- **Exercise**:
Give every line again exactly as it appears, please, but not the pictures.

[START OF Dataset excerpt]

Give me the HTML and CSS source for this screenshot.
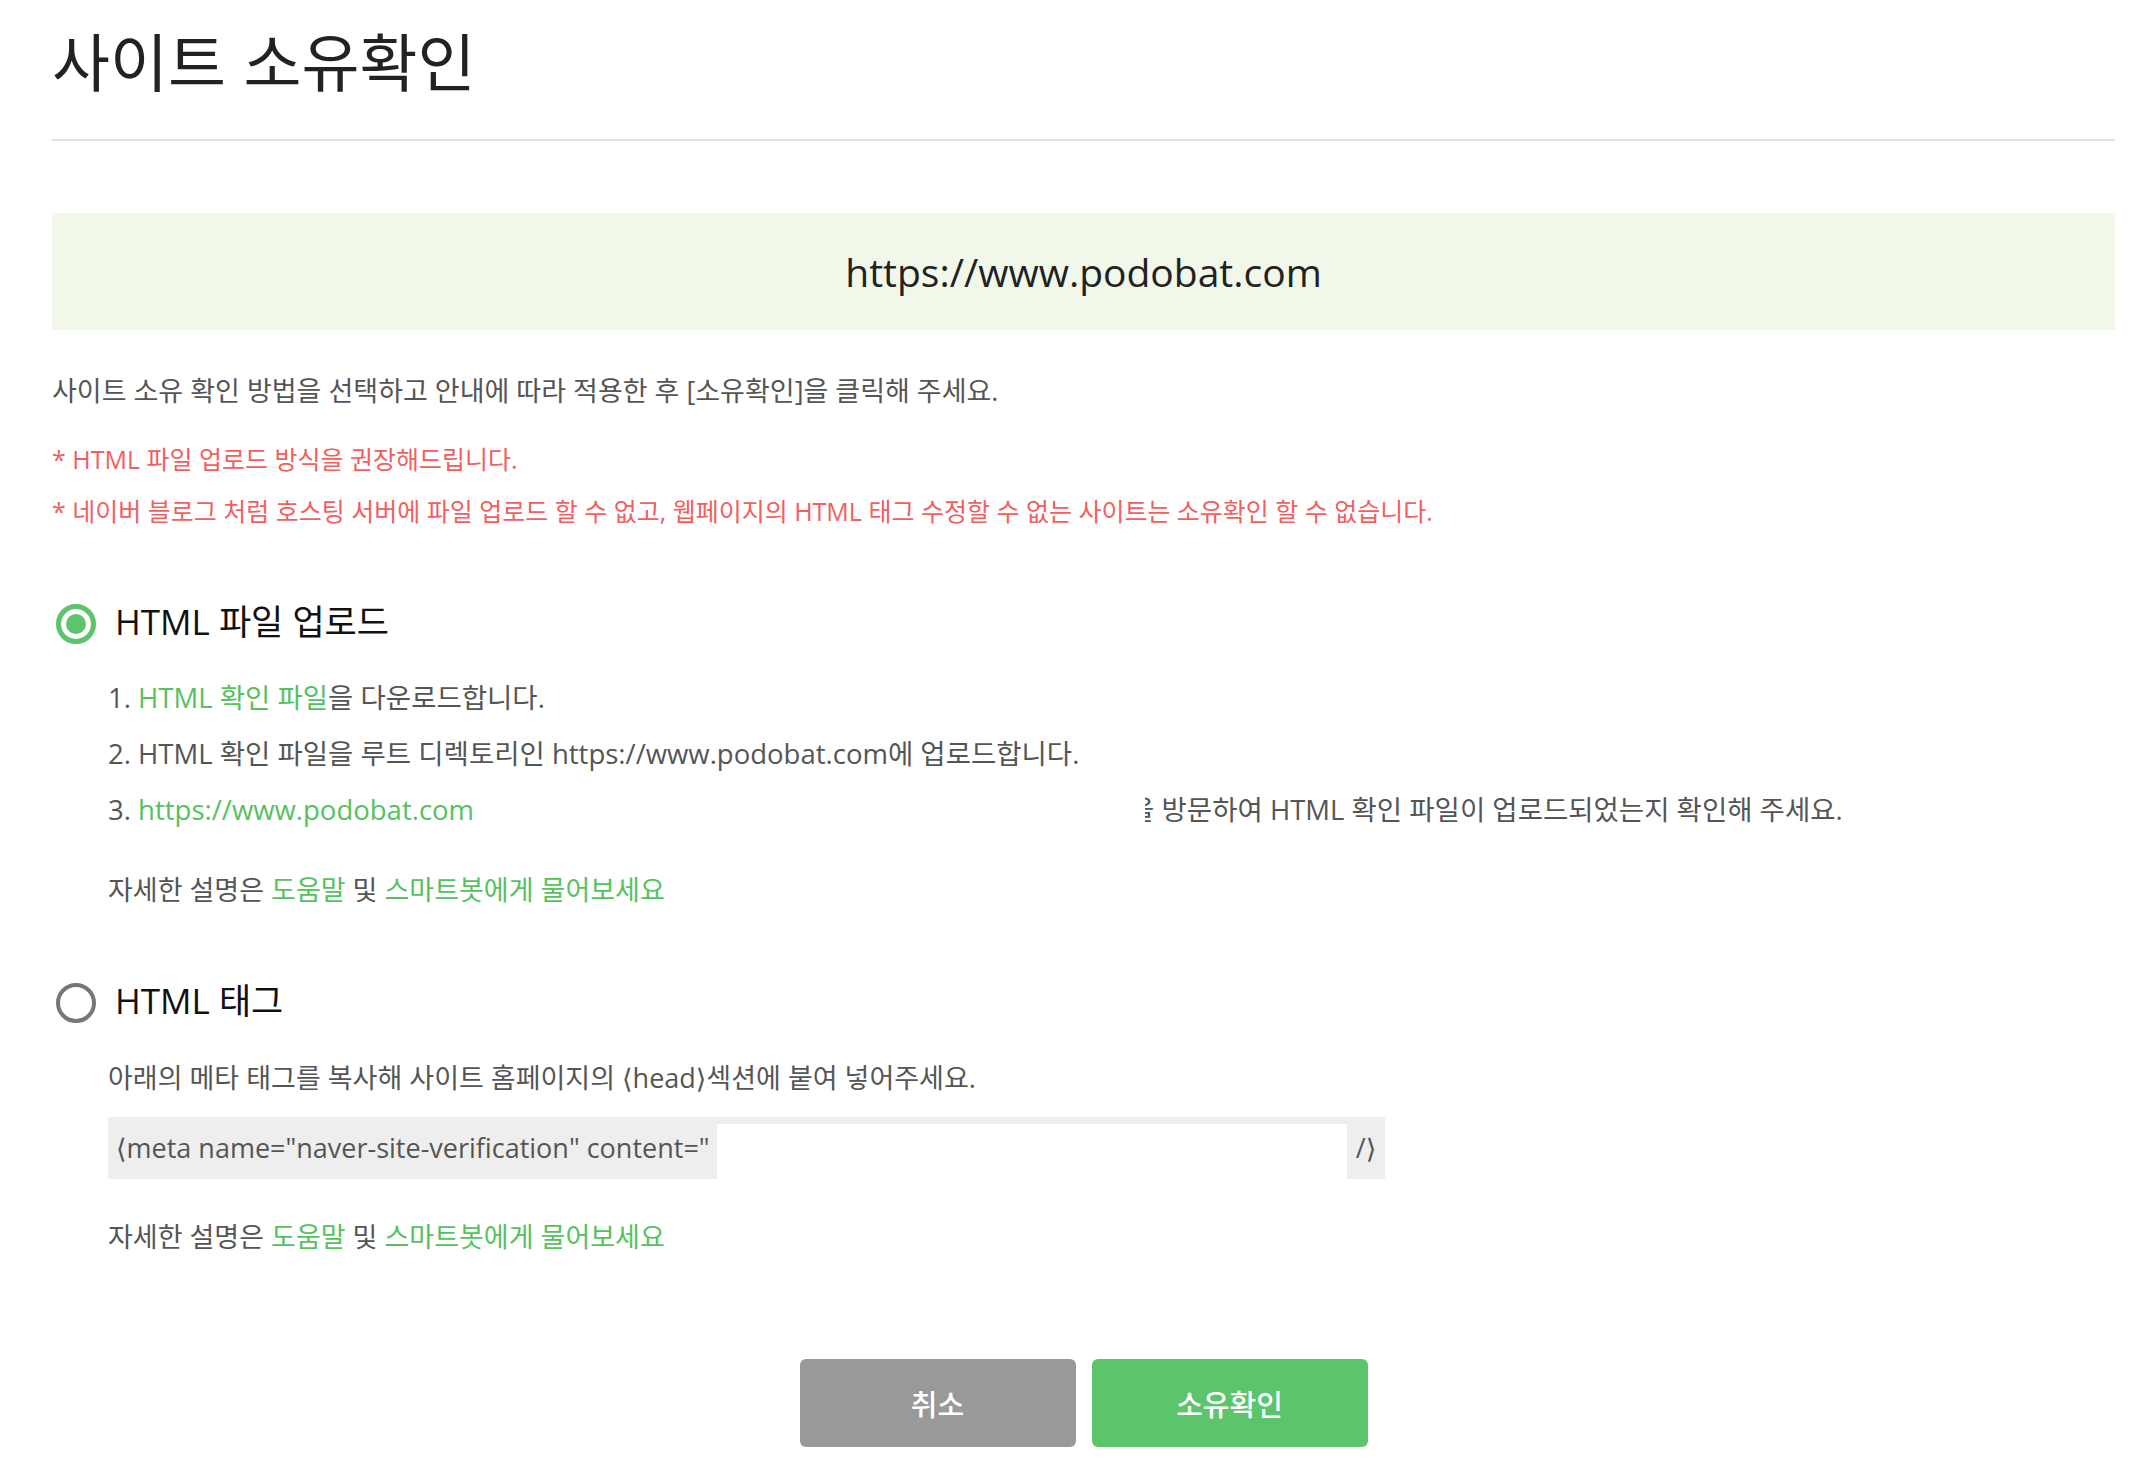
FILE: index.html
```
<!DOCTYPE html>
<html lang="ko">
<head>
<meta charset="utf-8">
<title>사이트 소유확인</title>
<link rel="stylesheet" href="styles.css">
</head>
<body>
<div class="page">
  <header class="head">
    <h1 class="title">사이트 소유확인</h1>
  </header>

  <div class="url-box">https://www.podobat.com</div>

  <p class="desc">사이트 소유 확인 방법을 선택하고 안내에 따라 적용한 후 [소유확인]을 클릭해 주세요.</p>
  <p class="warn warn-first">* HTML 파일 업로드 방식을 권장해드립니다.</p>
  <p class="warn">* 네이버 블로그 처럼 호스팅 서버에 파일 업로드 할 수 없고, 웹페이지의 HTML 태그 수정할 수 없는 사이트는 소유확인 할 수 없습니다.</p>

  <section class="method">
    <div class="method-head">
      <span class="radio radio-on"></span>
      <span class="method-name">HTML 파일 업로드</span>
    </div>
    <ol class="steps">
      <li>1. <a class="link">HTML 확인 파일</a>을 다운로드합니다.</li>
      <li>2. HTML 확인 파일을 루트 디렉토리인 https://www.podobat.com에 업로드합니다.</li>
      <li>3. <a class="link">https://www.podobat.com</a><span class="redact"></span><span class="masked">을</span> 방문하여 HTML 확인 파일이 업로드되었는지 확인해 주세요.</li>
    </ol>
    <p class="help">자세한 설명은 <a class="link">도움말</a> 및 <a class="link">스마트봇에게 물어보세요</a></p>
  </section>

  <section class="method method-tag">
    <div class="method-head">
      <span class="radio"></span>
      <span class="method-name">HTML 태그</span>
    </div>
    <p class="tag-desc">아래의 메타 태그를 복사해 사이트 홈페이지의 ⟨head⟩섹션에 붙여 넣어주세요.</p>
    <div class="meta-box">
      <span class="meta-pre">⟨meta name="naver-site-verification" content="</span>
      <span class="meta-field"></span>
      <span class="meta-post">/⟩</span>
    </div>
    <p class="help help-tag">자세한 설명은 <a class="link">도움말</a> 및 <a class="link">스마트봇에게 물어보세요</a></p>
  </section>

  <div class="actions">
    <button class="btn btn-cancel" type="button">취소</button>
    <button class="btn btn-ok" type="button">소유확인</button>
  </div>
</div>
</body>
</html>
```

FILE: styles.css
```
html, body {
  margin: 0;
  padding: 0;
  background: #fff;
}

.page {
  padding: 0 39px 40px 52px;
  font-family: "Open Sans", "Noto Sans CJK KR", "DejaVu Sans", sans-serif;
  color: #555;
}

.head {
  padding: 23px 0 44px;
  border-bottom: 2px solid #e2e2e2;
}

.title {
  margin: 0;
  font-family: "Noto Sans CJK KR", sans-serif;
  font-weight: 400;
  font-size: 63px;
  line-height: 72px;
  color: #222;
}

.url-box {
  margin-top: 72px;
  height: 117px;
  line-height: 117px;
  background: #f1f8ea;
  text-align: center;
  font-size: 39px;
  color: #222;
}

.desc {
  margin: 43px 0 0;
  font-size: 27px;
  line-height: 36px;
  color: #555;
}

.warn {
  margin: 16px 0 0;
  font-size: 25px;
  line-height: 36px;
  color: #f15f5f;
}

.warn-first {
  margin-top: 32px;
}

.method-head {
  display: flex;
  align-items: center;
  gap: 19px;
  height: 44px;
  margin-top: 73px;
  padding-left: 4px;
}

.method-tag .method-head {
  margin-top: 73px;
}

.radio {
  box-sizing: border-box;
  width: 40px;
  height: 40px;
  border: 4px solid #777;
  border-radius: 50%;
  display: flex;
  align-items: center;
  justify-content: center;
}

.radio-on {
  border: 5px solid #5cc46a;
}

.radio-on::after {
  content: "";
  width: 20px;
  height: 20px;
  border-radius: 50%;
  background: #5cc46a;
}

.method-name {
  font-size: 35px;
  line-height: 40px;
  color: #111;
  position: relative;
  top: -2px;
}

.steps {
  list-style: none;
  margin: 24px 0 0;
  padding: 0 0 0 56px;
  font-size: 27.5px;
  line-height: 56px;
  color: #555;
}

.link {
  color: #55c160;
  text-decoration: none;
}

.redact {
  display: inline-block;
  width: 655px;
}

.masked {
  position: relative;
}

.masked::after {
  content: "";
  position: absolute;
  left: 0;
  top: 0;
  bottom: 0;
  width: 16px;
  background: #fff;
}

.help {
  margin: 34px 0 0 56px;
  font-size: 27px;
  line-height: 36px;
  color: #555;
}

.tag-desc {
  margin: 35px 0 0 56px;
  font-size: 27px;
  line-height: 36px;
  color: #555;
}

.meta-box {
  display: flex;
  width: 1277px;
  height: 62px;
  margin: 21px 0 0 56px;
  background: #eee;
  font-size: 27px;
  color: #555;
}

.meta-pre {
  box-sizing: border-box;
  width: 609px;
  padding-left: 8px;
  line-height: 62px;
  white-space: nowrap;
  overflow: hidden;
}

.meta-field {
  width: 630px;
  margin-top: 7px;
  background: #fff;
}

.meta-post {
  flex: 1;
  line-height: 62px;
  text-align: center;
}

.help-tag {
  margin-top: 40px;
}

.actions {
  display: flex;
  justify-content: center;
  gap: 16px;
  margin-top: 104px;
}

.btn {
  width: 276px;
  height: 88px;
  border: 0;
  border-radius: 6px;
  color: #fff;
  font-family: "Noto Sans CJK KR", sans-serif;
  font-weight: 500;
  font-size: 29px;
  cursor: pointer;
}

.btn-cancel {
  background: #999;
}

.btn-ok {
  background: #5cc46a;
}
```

[END OF Dataset excerpt]

- **Written answer**:
Give me the HTML and CSS source for this screenshot.
FILE: index.html
```
<!DOCTYPE html>
<html lang="ko">
<head>
<meta charset="utf-8">
<title>사이트 소유확인</title>
<link rel="stylesheet" href="styles.css">
</head>
<body>
<div class="page">
  <header class="head">
    <h1 class="title">사이트 소유확인</h1>
  </header>

  <div class="url-box">https://www.podobat.com</div>

  <p class="desc">사이트 소유 확인 방법을 선택하고 안내에 따라 적용한 후 [소유확인]을 클릭해 주세요.</p>
  <p class="warn warn-first">* HTML 파일 업로드 방식을 권장해드립니다.</p>
  <p class="warn">* 네이버 블로그 처럼 호스팅 서버에 파일 업로드 할 수 없고, 웹페이지의 HTML 태그 수정할 수 없는 사이트는 소유확인 할 수 없습니다.</p>

  <section class="method">
    <div class="method-head">
      <span class="radio radio-on"></span>
      <span class="method-name">HTML 파일 업로드</span>
    </div>
    <ol class="steps">
      <li>1. <a class="link">HTML 확인 파일</a>을 다운로드합니다.</li>
      <li>2. HTML 확인 파일을 루트 디렉토리인 https://www.podobat.com에 업로드합니다.</li>
      <li>3. <a class="link">https://www.podobat.com</a><span class="redact"></span><span class="masked">을</span> 방문하여 HTML 확인 파일이 업로드되었는지 확인해 주세요.</li>
    </ol>
    <p class="help">자세한 설명은 <a class="link">도움말</a> 및 <a class="link">스마트봇에게 물어보세요</a></p>
  </section>

  <section class="method method-tag">
    <div class="method-head">
      <span class="radio"></span>
      <span class="method-name">HTML 태그</span>
    </div>
    <p class="tag-desc">아래의 메타 태그를 복사해 사이트 홈페이지의 ⟨head⟩섹션에 붙여 넣어주세요.</p>
    <div class="meta-box">
      <span class="meta-pre">⟨meta name="naver-site-verification" content="</span>
      <span class="meta-field"></span>
      <span class="meta-post">/⟩</span>
    </div>
    <p class="help help-tag">자세한 설명은 <a class="link">도움말</a> 및 <a class="link">스마트봇에게 물어보세요</a></p>
  </section>

  <div class="actions">
    <button class="btn btn-cancel" type="button">취소</button>
    <button class="btn btn-ok" type="button">소유확인</button>
  </div>
</div>
</body>
</html>
```

FILE: styles.css
```
html, body {
  margin: 0;
  padding: 0;
  background: #fff;
}

.page {
  padding: 0 39px 40px 52px;
  font-family: "Open Sans", "Noto Sans CJK KR", "DejaVu Sans", sans-serif;
  color: #555;
}

.head {
  padding: 23px 0 44px;
  border-bottom: 2px solid #e2e2e2;
}

.title {
  margin: 0;
  font-family: "Noto Sans CJK KR", sans-serif;
  font-weight: 400;
  font-size: 63px;
  line-height: 72px;
  color: #222;
}

.url-box {
  margin-top: 72px;
  height: 117px;
  line-height: 117px;
  background: #f1f8ea;
  text-align: center;
  font-size: 39px;
  color: #222;
}

.desc {
  margin: 43px 0 0;
  font-size: 27px;
  line-height: 36px;
  color: #555;
}

.warn {
  margin: 16px 0 0;
  font-size: 25px;
  line-height: 36px;
  color: #f15f5f;
}

.warn-first {
  margin-top: 32px;
}

.method-head {
  display: flex;
  align-items: center;
  gap: 19px;
  height: 44px;
  margin-top: 73px;
  padding-left: 4px;
}

.method-tag .method-head {
  margin-top: 73px;
}

.radio {
  box-sizing: border-box;
  width: 40px;
  height: 40px;
  border: 4px solid #777;
  border-radius: 50%;
  display: flex;
  align-items: center;
  justify-content: center;
}

.radio-on {
  border: 5px solid #5cc46a;
}

.radio-on::after {
  content: "";
  width: 20px;
  height: 20px;
  border-radius: 50%;
  background: #5cc46a;
}

.method-name {
  font-size: 35px;
  line-height: 40px;
  color: #111;
  position: relative;
  top: -2px;
}

.steps {
  list-style: none;
  margin: 24px 0 0;
  padding: 0 0 0 56px;
  font-size: 27.5px;
  line-height: 56px;
  color: #555;
}

.link {
  color: #55c160;
  text-decoration: none;
}

.redact {
  display: inline-block;
  width: 655px;
}

.masked {
  position: relative;
}

.masked::after {
  content: "";
  position: absolute;
  left: 0;
  top: 0;
  bottom: 0;
  width: 16px;
  background: #fff;
}

.help {
  margin: 34px 0 0 56px;
  font-size: 27px;
  line-height: 36px;
  color: #555;
}

.tag-desc {
  margin: 35px 0 0 56px;
  font-size: 27px;
  line-height: 36px;
  color: #555;
}

.meta-box {
  display: flex;
  width: 1277px;
  height: 62px;
  margin: 21px 0 0 56px;
  background: #eee;
  font-size: 27px;
  color: #555;
}

.meta-pre {
  box-sizing: border-box;
  width: 609px;
  padding-left: 8px;
  line-height: 62px;
  white-space: nowrap;
  overflow: hidden;
}

.meta-field {
  width: 630px;
  margin-top: 7px;
  background: #fff;
}

.meta-post {
  flex: 1;
  line-height: 62px;
  text-align: center;
}

.help-tag {
  margin-top: 40px;
}

.actions {
  display: flex;
  justify-content: center;
  gap: 16px;
  margin-top: 104px;
}

.btn {
  width: 276px;
  height: 88px;
  border: 0;
  border-radius: 6px;
  color: #fff;
  font-family: "Noto Sans CJK KR", sans-serif;
  font-weight: 500;
  font-size: 29px;
  cursor: pointer;
}

.btn-cancel {
  background: #999;
}

.btn-ok {
  background: #5cc46a;
}
```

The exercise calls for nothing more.